Premature infants experience increased mechanisms of heat loss combined with decreased heat production capabilities. These special problems in temperature maintenance put them at a disadvantage compared with term infants; premature infants have the following:

Cold stress. Premature infants subjected to acute hypothermia respond with peripheral vasoconstriction, causing anaerobic metabolism and metabolic acidosis. This can cause pulmonary vessel constriction, which leads to further hypoxemia, anaerobic metabolism, and acidosis. Hypoxemia further compromises the infant’s response to cold. Premature infants are therefore at great risk for hypothermia and its sequelae (i.e., hypoglycemia, metabolic acidosis, increased oxygen consumption). The more common problem facing premature infants is caloric loss from unrecognized chronic cold stress, resulting in excess oxygen consumption and inability to gain weight.

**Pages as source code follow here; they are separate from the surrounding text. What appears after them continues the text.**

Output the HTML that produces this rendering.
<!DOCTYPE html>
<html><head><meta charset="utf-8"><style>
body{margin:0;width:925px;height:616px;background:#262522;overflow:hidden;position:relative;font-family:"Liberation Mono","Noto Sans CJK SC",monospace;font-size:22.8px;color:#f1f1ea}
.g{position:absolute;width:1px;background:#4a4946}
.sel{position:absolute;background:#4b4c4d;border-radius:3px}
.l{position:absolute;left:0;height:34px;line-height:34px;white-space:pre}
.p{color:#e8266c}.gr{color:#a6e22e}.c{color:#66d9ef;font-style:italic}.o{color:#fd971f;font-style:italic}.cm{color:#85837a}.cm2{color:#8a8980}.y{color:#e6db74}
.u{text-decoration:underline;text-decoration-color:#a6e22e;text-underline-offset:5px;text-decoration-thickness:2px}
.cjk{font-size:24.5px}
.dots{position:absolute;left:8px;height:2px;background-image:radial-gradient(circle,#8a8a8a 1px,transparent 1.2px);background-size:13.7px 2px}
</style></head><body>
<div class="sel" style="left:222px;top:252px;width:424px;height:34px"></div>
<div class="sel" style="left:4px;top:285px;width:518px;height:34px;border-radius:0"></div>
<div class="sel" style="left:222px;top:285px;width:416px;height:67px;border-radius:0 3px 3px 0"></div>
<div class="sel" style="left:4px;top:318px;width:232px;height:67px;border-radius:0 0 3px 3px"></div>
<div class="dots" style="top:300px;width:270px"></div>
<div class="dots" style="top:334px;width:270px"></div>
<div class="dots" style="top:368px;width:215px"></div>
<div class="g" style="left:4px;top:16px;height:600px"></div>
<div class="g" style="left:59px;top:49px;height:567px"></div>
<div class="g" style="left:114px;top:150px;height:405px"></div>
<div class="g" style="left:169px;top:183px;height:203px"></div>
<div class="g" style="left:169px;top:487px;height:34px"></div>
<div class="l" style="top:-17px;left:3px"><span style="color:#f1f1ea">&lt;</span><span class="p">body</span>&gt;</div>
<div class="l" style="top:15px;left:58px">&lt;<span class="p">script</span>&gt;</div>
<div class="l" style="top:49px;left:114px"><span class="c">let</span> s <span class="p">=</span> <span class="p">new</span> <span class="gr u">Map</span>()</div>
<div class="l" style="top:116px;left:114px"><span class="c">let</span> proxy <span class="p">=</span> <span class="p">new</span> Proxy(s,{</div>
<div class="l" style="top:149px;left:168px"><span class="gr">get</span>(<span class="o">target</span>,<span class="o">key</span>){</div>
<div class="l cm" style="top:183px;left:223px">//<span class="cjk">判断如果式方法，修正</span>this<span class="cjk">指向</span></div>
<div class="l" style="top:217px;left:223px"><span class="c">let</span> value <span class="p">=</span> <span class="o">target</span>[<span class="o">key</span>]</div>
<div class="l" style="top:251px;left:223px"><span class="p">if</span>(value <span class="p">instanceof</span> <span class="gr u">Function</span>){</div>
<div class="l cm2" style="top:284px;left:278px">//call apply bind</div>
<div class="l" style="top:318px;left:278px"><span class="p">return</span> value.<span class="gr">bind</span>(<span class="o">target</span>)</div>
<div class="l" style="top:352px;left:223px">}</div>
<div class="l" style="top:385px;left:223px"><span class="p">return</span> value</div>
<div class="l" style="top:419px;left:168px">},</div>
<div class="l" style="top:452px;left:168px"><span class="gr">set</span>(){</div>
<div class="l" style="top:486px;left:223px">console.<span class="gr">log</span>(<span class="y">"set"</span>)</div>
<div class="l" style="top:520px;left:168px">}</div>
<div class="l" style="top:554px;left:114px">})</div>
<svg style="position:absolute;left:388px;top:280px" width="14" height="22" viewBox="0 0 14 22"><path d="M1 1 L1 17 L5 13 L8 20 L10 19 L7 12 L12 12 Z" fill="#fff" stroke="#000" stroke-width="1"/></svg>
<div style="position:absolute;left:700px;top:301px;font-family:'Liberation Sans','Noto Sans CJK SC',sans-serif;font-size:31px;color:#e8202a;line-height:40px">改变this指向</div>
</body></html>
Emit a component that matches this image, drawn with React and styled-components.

Neonatal cold injury occurs in low birth weight infants (LBWs) and term infants with central nervous system (CNS) disorders. It occurs more often in home deliveries, emergency deliveries, and settings where inadequate attention is paid to the thermal environment and heat loss. These infants may have a bright
red color because of the failure of oxyhemoglobin to dissociate at low temperature. There may be central pallor or cyanosis. The skin may show edema and sclerema. Core temperature is often <32.2°C (90°F). Signs may include the following: (i) hypotension; (ii) bradycardia; (iii) slow, shallow, irregular respiration; (iv) decreased activity; (v) poor sucking reflex; (vi) decreased response to stimulus; (vii) decreased reflexes; and (viii) abdominal distention or vomiting. Metabolic acidosis, hypoglycemia, hyperkalemia, azotemia, and oliguria are present. Sometimes, there is generalized bleeding, including pulmonary hemorrhage. It is uncertain whether warming should be rapid or slow. Setting the abdominal skin temperature to 1°C higher than the core temperature in a radiant warmer will produce slow rewarming, and setting it to 36.5°C will also result in slow rewarming. If the infant is hypotensive, normal saline (10—20 mL/kg) should be given; sodium bicarbonate is used to correct metabolic acidosis. Infection, bleeding, or injury should be evaluated and treated.

Hyperthermia, defined as an elevated core body temperature, may be caused by a relatively hot environment, infection, dehydration, CNS dysfunction, or medications. Placing newborns in sunlight to control bilirubin is hazardous and may be associated with significant hyperthermia.

If environmental temperature is the cause of hyperthermia, the trunk and extremities are the same temperature and the infant appears vasodilated. In contrast, infants with sepsis are often vasoconstricted, and the extremities are 2°C to 3°C colder than the trunk.

Radiation. Heat dissipates from the infant to a colder object in the environment.

Convection. Heat is lost from the skin to moving air. The amount lost depends on air speed and temperature.

Evaporation. The amount of loss depends primarily on air velocity and relative humidity. Wet infants in the delivery room are especially susceptible to evaporative heat loss.

Conduction. This is a minor mechanism of heat loss that occurs from the infant to the surface on which he or she lies.